That is, until all the stores started closing and relocating en masse.

You see, in Singapore, for progress and change to happen then bad things probably need to happen in the process…of things. Rochor Centre stands slap bang in the middle of the proposed North-South Expressway and this road isn’t going to divert around so Rochor Centre will be demolished, its people relocated, and all that will remain are the memories in the minds and photographs of the people who have lived and visited there. Residents will be relocated to a new complex near Kallang MRT station with these stipulations:

from http://www.lta.gov.sg/data/apps/news/press/2011/NSE%20Annex%20B.pdf

(a) Compensation for the existing flats based on prevailing market value;
(b) Assured allocation of new flats at the designated site if eligible;
(c) Purchase of new flats at subsidised prices frozen as at the date of gazette;
(d) Additional 20% price discount (up to $15,000 for singles and $30,000 for joint singles and families), if eligible, for the purchase of the new flats;
(e) Option to sell the existing flat with relocation benefits in the open market to eligible buyers;
(f) Option to apply for a flat elsewhere with relocation benefits;
(g) Exemption from the payment of resale levy for the existing subsidised flats;
(h) Incumbent flat owners who are first time Singapore Citizen/Singapore Permanent Resident households are exempted from paying the $10,000 premium on top of the purchase price of the new flat;
(i) Concessionary housing loan for the new flats for eligible flat owners, subject to credit assessment; and
(j) A comprehensive financial package to ease the cash flow for purchase of the new flats.

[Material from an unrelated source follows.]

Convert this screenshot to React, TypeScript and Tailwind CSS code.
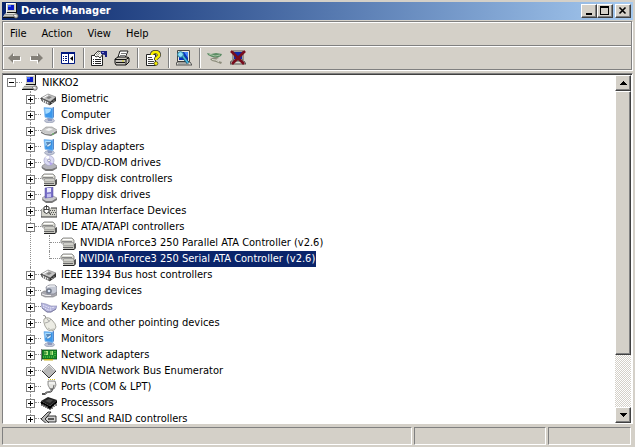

So all in all, apart from the gut wrenching removal from your ancestral home, not a bad deal. Yes.

Walking around Rochor Centre the mood is serene yet morose. Pigeons have long since claimed their territories around the buildings and will, one would assume, be also put out by the demolition of their expansive coop. Dolefully I pondered that Rochor Centre should probably close on the principal on having a thousand pigeons who have free reign to do what pigeons feel like doing around the buildings.

The people I walked by had an aura of acceptance and tiredness. The elderly man playing his Chinese flute in one of the void areas added to the air of melancholy.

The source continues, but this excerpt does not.